Dylan Thomas publica su primer libro de poemas cuando se mudó de Gales a Londres, donde trabajó como locutor de la BBC, después vivió en muchos pueblos, casi siempre costeros, pero todos, para él, fueron una continuación de su pueblo, es decir de su niñez, único momento feliz de su vida, el poeta que salta de la cama como un muerto de la niebla, el que salta por el patio trasero de sus sueños, seguro de arrepentirse por la noche de lo que haría por el día, el que salta a visitar a la vecina que vivía con los fantasmas de sus dos maridos muertos (antes de la Doña Flor de Jorge Amado), el que andaba buscando historias por los bares.
Durante la segunda guerra mundial escribió poemas
que parecían grandes piezas para órganos, poderosos y profundos, luces entre
los cadáveres de cuarenta mil Londinenses, oraciones para las sinagogas del maíz,
donde Dylan Thomas dejaba su simiente, allí, en los bajos valles del
arrepentimiento donde se lloraba, cantando, la majestad del incendio, el
respeto al fuego, aunque estuviera en las manos de un peligroso enfermo (a los
costados del Támesis, después de la primera muerte, ya no hay ninguna).

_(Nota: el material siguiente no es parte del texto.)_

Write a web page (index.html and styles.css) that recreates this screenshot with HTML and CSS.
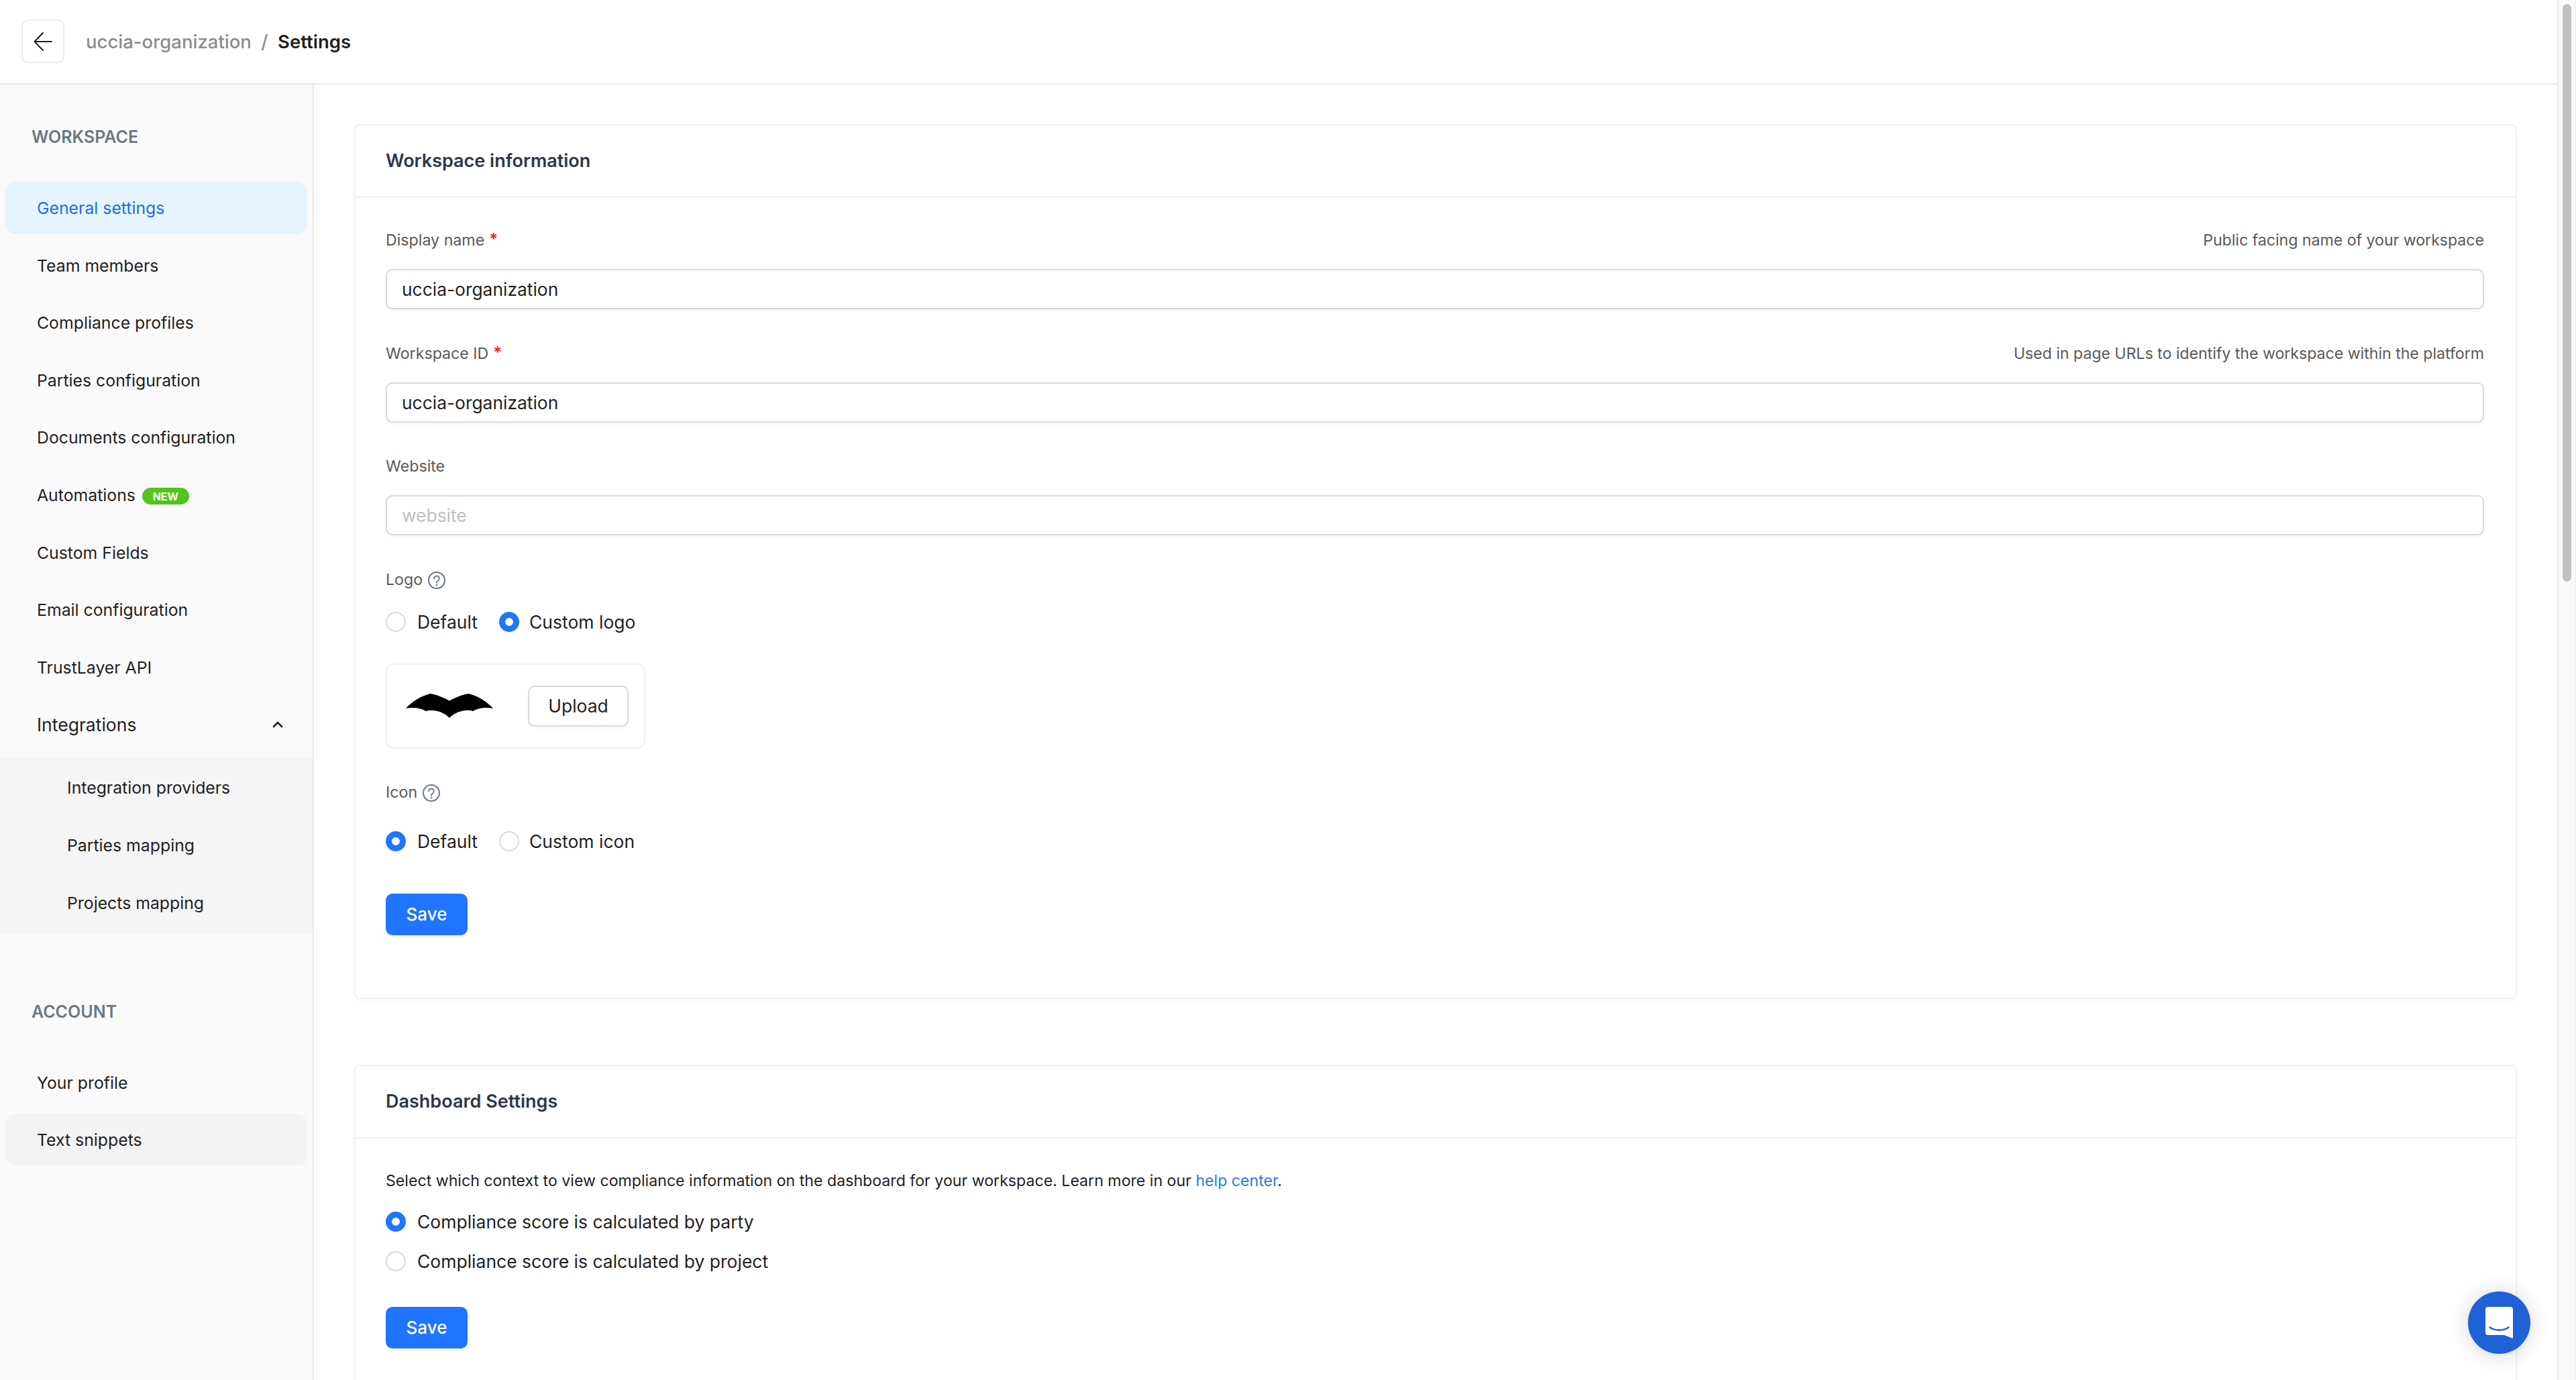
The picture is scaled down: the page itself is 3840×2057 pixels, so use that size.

Después de la guerra Dylan Thomas quiso recuperar su niñez, recuperar el asombro, vivir abiertamente, estar en el centro de la totalidad, por eso se fue a un pueblo de pescadores, donde escribió los sueños del pueblo dormido (recuerdo el coro de voces de marinos muertos que me envolvió en el Océano Pacifico hace más de veinte años) encerrado por su mujer en un cobertizo del que solo lo liberaba cuando abría la cantina, donde la cerveza lo bajaba hasta sus vecinos, donde descansaba de los mares de aguas verdes pobladas por cisnes blancos y de los sermones de hojas marrones que lo despertaban en la segunda oscuridad, y cuando digo segunda oscuridad recuerdo a la gran Esfinge uniendo al mundo inferior con el superior, es decir entre el fango y la luz, un gigantesco animal de piedra que se va transformando en un hombre de piedra, el león del desierto, apoyado en las ardientes arenas del desierto pero siempre atento al sol, al más allá (setenta metro de largo y veinte de alto), la fuerza de la tierra emergiendo hacia el cielo, el rey-león luchando contra el enemigo de todo, el tiempo, que solo está al servicio de la vida, es decir del cambio, porque la vida es movimiento, y muchas veces no hay purificación sin destrucción. La mandíbula cuadrada sugiere al inevitable orden, y la edad, la alta edad, siglos y siglos anteriores a Cristo, me recuerda la eternidad de los altos mandatos, el punto único donde comienza todo permanentemente, y alrededor de la Gran Esfinge y las pirámides miles de tumbas, tal vez las de los diez mil hombres que, se dice, trabajaron en esta obra (además de las tumbas de los Faraones, que eran dioses en la tierra), hombres que vivieron construyendo esta maravilla y murieron alrededor de ella, pintándola para la gran fiesta, la eterna ceremonia de la vida, la vida que nos exige ceremonias, como un concierto o lanzar una nave al espacio, de donde nos llegó la vida en los cometas y los aerolitos, que pronto desviaremos hacia Marte para que vuelvan a provocarle agua, es decir vida, para que tengamos a donde mudarnos cuando ya no podamos respirar aquí.